Without the pictures, print the lines running from the beginning of the material to the line containing "const GREEN = '#217346'", both ends included.

→ **MATERIAL**
▬▬▬▬▬▬
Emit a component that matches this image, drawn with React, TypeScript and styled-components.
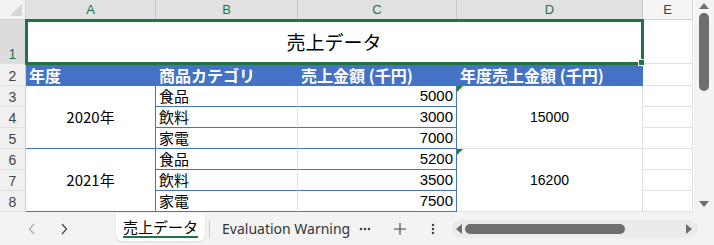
import React from 'react'
import styled, { createGlobalStyle, css } from 'styled-components'

const GlobalStyle = createGlobalStyle`
  html, body { margin: 0; padding: 0; background: #fff; }
  body { font-family: 'Noto Sans CJK JP', 'Noto Sans', sans-serif; }
`

const GRID = '#e1e1e1'
const BLUE = '#4472c4'
const GREEN = '#217346'

const Frame = styled.div`
  width: 714px;
  height: 245px;
  display: flex;
  flex-direction: column;
  overflow: hidden;
`
const Main = styled.div`
  display: flex;
  height: 212px;
`
const Sheet = styled.div`
  display: grid;
  grid-template-columns: 26px 130px 142px 159px 186px 50px;
  grid-template-rows: 20px 44px 22px repeat(6, 21px);
  width: 694px;
  background: #fff;
`
const Corner = styled.div`
  background: #f3f3f3;
  border-right: 1px solid #d0d0d0;
  border-bottom: 1px solid #d0d0d0;
  position: relative;
  &::after {
    content: '';
    position: absolute;
    right: 3px;
    bottom: 3px;
    border-left: 12px solid transparent;
    border-bottom: 12px solid #d6d6d6;
  }
`
const ColHead = styled.div<{ $sel?: boolean }>`
  background: ${(p) => (p.$sel ? '#e1e1e1' : '#f5f5f5')};
  color: ${(p) => (p.$sel ? GREEN : '#444')};
  border-right: 1px solid ${(p) => (p.$sel ? '#c8c8c8' : '#d4d4d4')};
  border-bottom: 1px solid ${(p) => (p.$sel ? '#c8c8c8' : '#d4d4d4')};
  font-family: 'Liberation Sans', sans-serif;
  font-size: 13px;
  display: flex;
  align-items: center;
  justify-content: center;
`
const RowHead = styled.div<{ $sel?: boolean }>`
  background: ${(p) => (p.$sel ? '#dcdcdc' : '#f0f0f0')};
  color: ${(p) => (p.$sel ? GREEN : '#444')};
  border-right: 1px solid #d0d0d0;
  border-bottom: 1px solid #e0e0e0;
  font-family: 'Liberation Sans', sans-serif;
  font-size: 14px;
  display: flex;
  align-items: flex-end;
  justify-content: center;
  padding-bottom: 1px;
  box-sizing: border-box;
`
const Cell = styled.div<{
  $align?: 'left' | 'right' | 'center'
  $right?: string
  $bottom?: string
  $span?: number
}>`
  position: relative;
  box-sizing: border-box;
  border-right: 1px solid ${(p) => p.$right || GRID};
  border-bottom: 1px solid ${(p) => p.$bottom || GRID};
  display: flex;
  align-items: flex-end;
  justify-content: ${(p) =>
    p.$align === 'right' ? 'flex-end' : p.$align === 'center' ? 'center' : 'flex-start'};
  padding: 0 3px;
  font-size: 15px;
  line-height: 20px;
  color: #000;
  white-space: nowrap;
  ${(p) => p.$span && css`grid-row: span ${p.$span}; align-items: center;`}
`
const Num = styled.span<{ $small?: boolean }>`
  font-family: 'Liberation Sans', sans-serif;
  font-size: ${(p) => (p.$small ? '14px' : '15px')};
`
const Title = styled(Cell)`
  grid-column: span 4;
  align-items: center;
  justify-content: center;
  font-size: 19px;
  outline: 3px solid ${GREEN};
  outline-offset: -2px;
  z-index: 1;
  &::after {
    content: '';
    position: absolute;
    right: -3px;
    bottom: -3px;
    width: 5px;
    height: 5px;
    background: ${GREEN};
    border: 1px solid #fff;
  }
`
const HeadCell = styled(Cell)`
  background: ${BLUE};
  color: #fff;
  font-weight: bold;
  font-size: 16px;
  align-items: center;
  border-right-color: ${BLUE};
  border-bottom-color: ${BLUE};
`
const Flag = styled.i`
  position: absolute;
  left: 0;
  top: 0;
  border-right: 6px solid transparent;
  border-top: 6px solid #1a8a1a;
`

const VScroll = styled.div`
  width: 20px;
  background: #f3f3f3;
  display: flex;
  flex-direction: column;
  align-items: center;
  padding: 3px 0 5px;
  box-sizing: border-box;
`
const Arrow = styled.div<{ $dir: 'up' | 'down' | 'left' | 'right' }>`
  width: 0;
  height: 0;
  ${(p) =>
    p.$dir === 'up'
      ? css`border-left: 5px solid transparent; border-right: 5px solid transparent; border-bottom: 6px solid #6e6e6e;`
      : p.$dir === 'down'
      ? css`border-left: 5px solid transparent; border-right: 5px solid transparent; border-top: 6px solid #6e6e6e;`
      : p.$dir === 'left'
      ? css`border-top: 5px solid transparent; border-bottom: 5px solid transparent; border-right: 6px solid #6e6e6e;`
      : css`border-top: 5px solid transparent; border-bottom: 5px solid transparent; border-left: 6px solid #6e6e6e;`}
`
const VThumb = styled.div`
  width: 10px;
  height: 78px;
  background: #6e6e6e;
  border-radius: 5px;
  margin-top: 4px;
`
const Spacer = styled.div<{ $w?: number }>`
  flex: ${(p) => (p.$w ? `0 0 ${p.$w}px` : '1')};
`

const TabBar = styled.div`
  height: 33px;
  background: #f3f3f3;
  display: flex;
  align-items: center;
  font-size: 14px;
  color: #333;
`
const NavBtn = styled.div<{ $dim?: boolean }>`
  width: 32px;
  display: flex;
  justify-content: center;
  color: ${(p) => (p.$dim ? '#aaa' : '#444')};
`
const Tab = styled.div`
  height: 28px;
  margin-top: -4px;
  padding: 0 7px;
  display: flex;
  align-items: center;
  position: relative;
  font-size: 15px;
  color: #000;
  background: #fff;
  border-radius: 0 0 6px 6px;
  box-shadow: 0 1px 2px rgba(0, 0, 0, 0.12);
  &::after {
    content: '';
    position: absolute;
    left: 7px;
    right: 7px;
    bottom: 3px;
    height: 2px;
    background: ${GREEN};
  }
`
const TabText = styled.span`
  font-family: 'Noto Sans', 'Noto Sans CJK JP', sans-serif;
  font-size: 14px;
  color: #333;
  margin-left: 12px;
`
const Sep = styled.div`
  width: 1px;
  height: 18px;
  background: #c8c8c8;
  margin-left: 4px;
`
const IconBtn = styled.div<{ $w: number }>`
  width: ${(p) => p.$w}px;
  display: flex;
  justify-content: center;
  align-items: center;
  color: #444;
`
const HScroll = styled.div`
  margin-left: 6px;
  width: 246px;
  height: 18px;
  background: #ebebeb;
  border-radius: 9px;
  display: flex;
  align-items: center;
  padding: 0 6px 0 4px;
  box-sizing: border-box;
  gap: 3px;
`
const HThumb = styled.div`
  width: 160px;
  height: 10px;
  background: #6e6e6e;
  border-radius: 5px;
`

const cols = ['A', 'B', 'C', 'D', 'E']
const years = [
  { year: '2020年', total: '15000', rows: [['食品', '5000'], ['飲料', '3000'], ['家電', '7000']] },
  { year: '2021年', total: '16200', rows: [['食品', '5200'], ['飲料', '3500'], ['家電', '7500']] },
]

const App: React.FC = () => {
  return (
    <Frame>
      <GlobalStyle />
      <Main>
        <Sheet>
          <Corner />
          {cols.map((c, i) => (
            <ColHead key={c} $sel={i < 4}>
              {c}
            </ColHead>
          ))}

          <RowHead $sel>1</RowHead>
          <Title>売上データ</Title>
          <Cell />

          <RowHead>2</RowHead>
          <HeadCell>年度</HeadCell>
          <HeadCell>商品カテゴリ</HeadCell>
          <HeadCell>売上金額 (千円)</HeadCell>
          <HeadCell>年度売上金額 (千円)</HeadCell>
          <Cell />

          {years.map((y, yi) =>
            y.rows.map(([cat, amt], ri) => {
              const n = 3 + yi * 3 + ri
              return (
                <React.Fragment key={n}>
                  <RowHead>{n}</RowHead>
                  {ri === 0 && (
                    <Cell $span={3} $align="center" $right={BLUE} $bottom={BLUE}>
                      {y.year}
                    </Cell>
                  )}
                  <Cell $right={GRID} $bottom={BLUE}>
                    {cat}
                  </Cell>
                  <Cell $align="right" $right={BLUE} $bottom={BLUE}>
                    <Num>{amt}</Num>
                  </Cell>
                  {ri === 0 && (
                    <Cell $span={3} $align="center">
                      <Flag />
                      <Num $small>{y.total}</Num>
                    </Cell>
                  )}
                  <Cell />
                </React.Fragment>
              )
            })
          )}
        </Sheet>
        <VScroll>
          <Arrow $dir="up" />
          <VThumb />
          <Spacer />
          <Arrow $dir="down" />
        </VScroll>
      </Main>
      <TabBar>
        <Spacer $w={16} />
        <NavBtn $dim>
          <svg width="8" height="12" viewBox="0 0 8 12">
            <path d="M6 1 L1.5 6 L6 11" fill="none" stroke="currentColor" strokeWidth="1.2" />
          </svg>
        </NavBtn>
        <NavBtn>
          <svg width="8" height="12" viewBox="0 0 8 12">
            <path d="M2 1 L6.5 6 L2 11" fill="none" stroke="currentColor" strokeWidth="1.2" />
          </svg>
        </NavBtn>
        <Spacer $w={36} />
        <Tab>売上データ</Tab>
        <Sep />
        <TabText>Evaluation Warning</TabText>
        <IconBtn $w={30}>
          <svg width="12" height="4" viewBox="0 0 12 4">
            <circle cx="2" cy="2" r="1.3" fill="currentColor" />
            <circle cx="6" cy="2" r="1.3" fill="currentColor" />
            <circle cx="10" cy="2" r="1.3" fill="currentColor" />
          </svg>
        </IconBtn>
        <IconBtn $w={40}>
          <svg width="12" height="12" viewBox="0 0 12 12">
            <path d="M6 0 V12 M0 6 H12" stroke="currentColor" strokeWidth="1.1" />
          </svg>
        </IconBtn>
        <IconBtn $w={26}>
          <svg width="4" height="12" viewBox="0 0 4 12">
            <circle cx="2" cy="2" r="1.2" fill="currentColor" />
            <circle cx="2" cy="6" r="1.2" fill="currentColor" />
            <circle cx="2" cy="10" r="1.2" fill="currentColor" />
          </svg>
        </IconBtn>
        <HScroll>
          <Arrow $dir="left" />
          <HThumb />
          <Spacer />
          <Arrow $dir="right" />
        </HScroll>
      </TabBar>
    </Frame>
  )
}
export default App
▬▬▬▬▬▬
→ **SOLUTION BELOW**
Emit a component that matches this image, drawn with React, TypeScript and styled-components.
import React from 'react'
import styled, { createGlobalStyle, css } from 'styled-components'

const GlobalStyle = createGlobalStyle`
  html, body { margin: 0; padding: 0; background: #fff; }
  body { font-family: 'Noto Sans CJK JP', 'Noto Sans', sans-serif; }
`

const GRID = '#e1e1e1'
const BLUE = '#4472c4'
const GREEN = '#217346'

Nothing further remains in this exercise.